Task to complete ▸ Print only the lines from the top of the data through the line with "import React from", both included, skipping every picture.

Raw data ▸
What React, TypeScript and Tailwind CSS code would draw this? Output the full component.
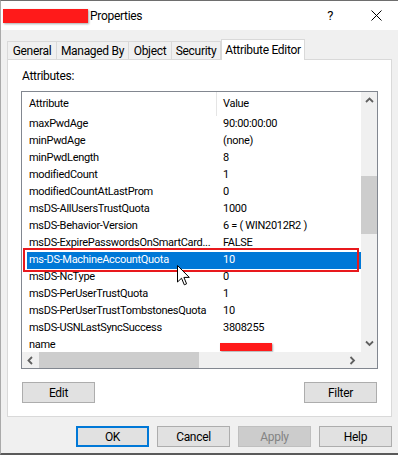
import React from "react"

const rows: [string, string][] = [
  ["maxPwdAge", "90:00:00:00"],
  ["minPwdAge", "(none)"],
  ["minPwdLength", "8"],
  ["modifiedCount", "1"],
  ["modifiedCountAtLastProm", "0"],
  ["msDS-AllUsersTrustQuota", "1000"],
  ["msDS-Behavior-Version", "6 = ( WIN2012R2 )"],
  ["msDS-ExpirePasswordsOnSmartCard...", "FALSE"],
  ["ms-DS-MachineAccountQuota", "10"],
  ["msDS-NcType", "0"],
  ["msDS-PerUserTrustQuota", "1"],
  ["msDS-PerUserTrustTombstonesQuota", "10"],
  ["msDS-USNLastSyncSuccess", "3808255"],
  ["name", ""],
]

const SELECTED = 8

function Chevron({ dir }: { dir: "up" | "down" | "left" | "right" }) {
  const d = {
    up: "M1 5 L4.5 1.5 L8 5",
    down: "M1 1.5 L4.5 5 L8 1.5",
    left: "M5 1 L1.5 4.5 L5 8",
    right: "M1.5 1 L5 4.5 L1.5 8",
  }[dir]
  const horiz = dir === "left" || dir === "right"
  return (
    <svg width={horiz ? 7 : 9} height={horiz ? 9 : 7} viewBox={horiz ? "0 0 7 9" : "0 0 9 7"}>
      <path d={d} fill="none" stroke="#606060" strokeWidth="1.8" />
    </svg>
  )
}

function Button({ label, kind = "normal" }: { label: string; kind?: "normal" | "default" | "disabled" }) {
  const look =
    kind === "default"
      ? "border-2 border-[#0078d7] bg-[#e1e1e1] text-black"
      : kind === "disabled"
        ? "border border-[#bfbfbf] bg-[#cccccc] text-[#838383]"
        : "border border-[#adadad] bg-[#e1e1e1] text-black"
  return (
    <div className={`flex h-[21px] w-[73px] items-center justify-center text-[12px] ${look}`}>
      {label}
    </div>
  )
}

export default function App() {
  return (
    <div
      className="relative h-[455px] w-[398px] overflow-hidden border-l border-t border-b-2 border-l-[#aaaaaa] border-t-[#6e6e6e] border-b-[#5a5a5a] bg-[#f0f0f0] text-black tracking-[-0.3px]"
      style={{ fontFamily: '"Segoe UI", Roboto, sans-serif' }}
    >
      {/* title bar */}
      <div className="flex h-[29px] items-center bg-white text-[12px]">
        <div className="ml-[2px] h-[14px] w-[85px] bg-[#ff1a1a] shadow-[1px_1px_2px_rgba(0,0,0,0.35)]" />
        <span className="ml-[2px]">Properties</span>
        <span className="ml-auto mr-[38px] text-[13px]">?</span>
        <svg width="11" height="11" viewBox="0 0 11 11" className="mr-[16px]">
          <path d="M0.5 0.5 L10.5 10.5 M10.5 0.5 L0.5 10.5" stroke="#000" strokeWidth="1" />
        </svg>
      </div>

      <div className="pl-[6px]">
        {/* tabs */}
        <div className="mt-[9px] flex h-[20px] items-end whitespace-nowrap text-[12px]">
          <div className="flex h-[18px] w-[50px] items-center justify-center border border-b-0 border-[#d9d9d9]">General</div>
          <div className="flex h-[18px] w-[72px] items-center justify-center border border-b-0 border-l-0 border-[#d9d9d9]">Managed By</div>
          <div className="flex h-[18px] w-[43px] items-center justify-center border border-b-0 border-l-0 border-[#d9d9d9]">Object</div>
          <div className="flex h-[18px] w-[49px] items-center justify-center border border-b-0 border-l-0 border-[#d9d9d9]">Security</div>
          <div className="relative z-10 -mb-px flex h-[21px] w-[84px] items-center justify-center border border-b-0 border-[#d9d9d9] bg-white">
            Attribute Editor
          </div>
        </div>

        {/* tab panel */}
        <div className="h-[358px] w-[385px] border border-[#d9d9d9] bg-white text-[12px]">
          <div className="pl-[14px] pt-[9px] leading-[15px]">Attributes:</div>

          <div className="ml-[13px] mt-[7px] flex h-[278px] w-[357px] flex-col border border-[#828790]">
            <div className="flex h-[260px]">
              {/* list content */}
              <div className="relative w-[339px] overflow-hidden text-[11px] tracking-[-0.3px]">
                <div className="flex h-[24px] items-center">
                  <div className="flex h-full w-[194px] items-center pl-[7px]">Attribute</div>
                  <div className="flex h-full items-center border-l border-[#e5e5e5] pl-[6px]">Value</div>
                </div>
                {rows.map(([name, value], i) => {
                  const sel = i === SELECTED
                  return (
                    <div key={name} className="flex h-[17px] items-center">
                      <div className={`ml-[5px] flex h-full flex-1 items-center pl-[2px] ${sel ? "bg-[#0078d7] text-white" : ""}`}>
                        <div className="w-[185px] overflow-hidden whitespace-nowrap">{name}</div>
                        <div className="whitespace-nowrap pl-[9px]">{value}</div>
                      </div>
                    </div>
                  )
                })}
                {/* highlight rectangle */}
                <div className="absolute left-[1px] top-[156px] h-[24px] w-[336px] border-2 border-[#e8191d]" />
                {/* redaction */}
                <div className="absolute left-[198px] top-[251px] h-[8px] w-[52px] bg-[#ff1a1a] shadow-[1px_1px_2px_rgba(0,0,0,0.35)]" />
              </div>
              {/* vertical scrollbar */}
              <div className="flex w-[16px] flex-col bg-[#f0f0f0]">
                <div className="flex h-[17px] items-center justify-center">
                  <Chevron dir="up" />
                </div>
                <div className="mt-[67px] h-[58px] bg-[#cdcdcd]" />
                <div className="flex-1" />
                <div className="flex h-[17px] items-center justify-center">
                  <Chevron dir="down" />
                </div>
              </div>
            </div>
            {/* horizontal scrollbar */}
            <div className="flex h-[16px]">
              <div className="flex w-[339px] items-center bg-[#f0f0f0]">
                <div className="flex w-[17px] items-center justify-center">
                  <Chevron dir="left" />
                </div>
                <div className="h-full w-[160px] bg-[#cdcdcd]" />
                <div className="flex-1" />
                <div className="flex w-[17px] items-center justify-center">
                  <Chevron dir="right" />
                </div>
              </div>
              <div className="w-[16px] bg-[#f0f0f0]" />
            </div>
          </div>

          <div className="ml-[14px] mt-[13px] flex w-[355px] justify-between">
            <Button label="Edit" />
            <Button label="Filter" />
          </div>
        </div>
      </div>

      {/* dialog buttons */}
      <div className="mt-[9px] flex justify-end gap-[8px] pr-[6px]">
        <Button label="OK" kind="default" />
        <Button label="Cancel" />
        <Button label="Apply" kind="disabled" />
        <Button label="Help" />
      </div>

      {/* mouse pointer */}
      <svg className="absolute left-[176px] top-[264px]" width="14" height="22" viewBox="0 0 14 22">
        <path
          d="M0.5 0.5 L0.5 17 L4.5 13.2 L7.3 19.8 L9.6 18.8 L6.9 12.4 L12.3 12.4 Z"
          fill="#fff"
          stroke="#000"
          strokeWidth="1"
          strokeLinejoin="round"
        />
      </svg>
    </div>
  )
}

Result of this exercise ▸
What React, TypeScript and Tailwind CSS code would draw this? Output the full component.
import React from "react"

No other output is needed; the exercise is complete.